Irish photographer takes lockdown portraits of families at home during pandemic
"There’s happy moments," she said. "But then there’s an awful lot of sadness."
DUBLIN -- They are family portraits for the pandemic era.
An Irish photographer is taking portraits of people locked down in their homes during the coronavirus pandemic, by photographing them through their windows at twilight.
The unusual portraits that use the house windows as frames, are taken by Ruth Medjber, a successful music photographer based in Dublin.
Ireland has been under strict lockdown for much of the past year, with people largely confined to their households for months at a time.
Medjber normally photographs top music acts and festivals, previously acting as a tour photographer for Arcade Fire. When Ireland was first ordered into lockdown in March 2020, her work also went on pause and Medjber said she remembered an idea she'd had years before while walking around Dublin of using people's illuminated windows to frame them.
"I kinda shelved the idea in my mind, because it didn’t have any relevance, it was purely voyeurism, you know,” she said. "Then when lockdown hit. I suddenly realized that ‘God, everybody across Ireland is at home right now.' I remembered the idea I had years ago, and I thought now it has relevance. Now it means something."
Medjber first set herself the goal of doing just 16 homes, enough for an Instagram post. After she posted them though, Ireland’s main national newspaper The Irish Times published the images on its front page, and she was flooded with requests from people asking her to photograph them.
"Then I went, 'OK, I have to do this.' It can’t just be Dublin, and it has to be representative of our entire nation of who lives here in 2020,” Medjber said in an interview, sitting in a studio wallpapered with the portraits.
"I really went for it, and so for three and a half months, I got in my car and I drove all across Ireland, every single night.”
Eventually, she would photograph more than 150 households and nearly 500 people for what would become a book, 'Twilight Together: Portraits of Ireland at Home', published by Penguin last year. Since then, people have continued to commission her individually for portraits as Ireland's lockdown has stretched on. She offers a shoot for about $300.
While making the book, Medjber set to capture as many households as she could in the brief window of twilight. She had thought she had to hurry, believing lockdown would end soon. In reality, Ireland went back into its highest level of restriction in December and looks set to remain largely closed down until at least June.
During the shoots, she said she doesn't want to direct people, instead allowing them to choose how to pose or what to show. For lighting, she would just ask people to turn the main light on in their room in advance and put lamps in the corners. The shoots usually last little more than 5 minutes.
"There was a certain type of person who was very serious, very sombre,” Medjber said. "And then there were kind of people who were at the other end of things -- who were posing like drinking a whole bottle of wine and were having a party inside. Which was kind of how we all navigated the pandemic. There’s happy moments where we’re just trying to remain hopeful, we’re just trying to get on with it. But then there’s an awful lot of sadness,” she said.

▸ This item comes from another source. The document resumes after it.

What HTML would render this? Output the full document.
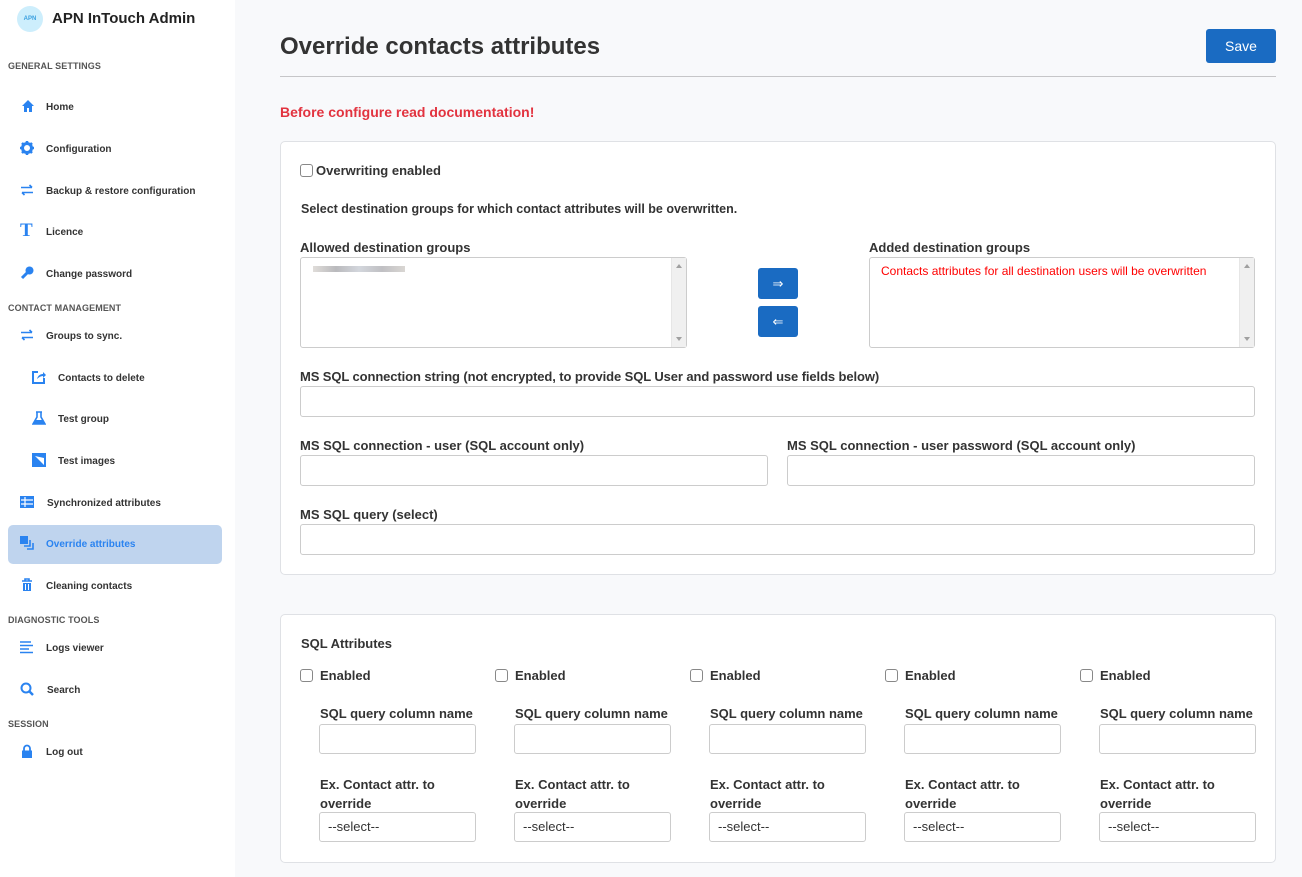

Medjber’s arrival itself could bring delight. She described arriving at one street with 10 houses where people started calling out for her to do their portrait -- people started frantically throwing window cleaner to each other as she ran from house to house.
"A lot of the people when I was doing this, I might have been the first person that they’d seen in six, seven, eight weeks," she said. "So it was a bit of craic for them. It was something to get dressed up for. It was fun."
Medjber said the book shoot was challenging. Often she had to sleep in her car, and she was stopped many nights by police checking she was allowed to be out (she had permission as a journalist). But she said as she was leaving, people would often leave care packages for her, including spa products or whiskey.
"People are just really generous and lovely and calm, and that’s kind of what I felt walking away from the windows every night," Medjber said.
She said she believes people's desire for the portraits comes from wanting to mark the complicated, often very hard, experience of the past year, which had seen suffering and boredom, but also had powerful moments of togetherness. She said she views the book as a flipbook record for generations that won't remember the pandemic and will struggle to understand the weirdness of the time.
"I think that everyone wants to just acknowledge what happened this year, wants to capture it and go, ‘OK, we lived it, we survived it, this picture represents the COVID pandemic and how our family got through it,'" she said.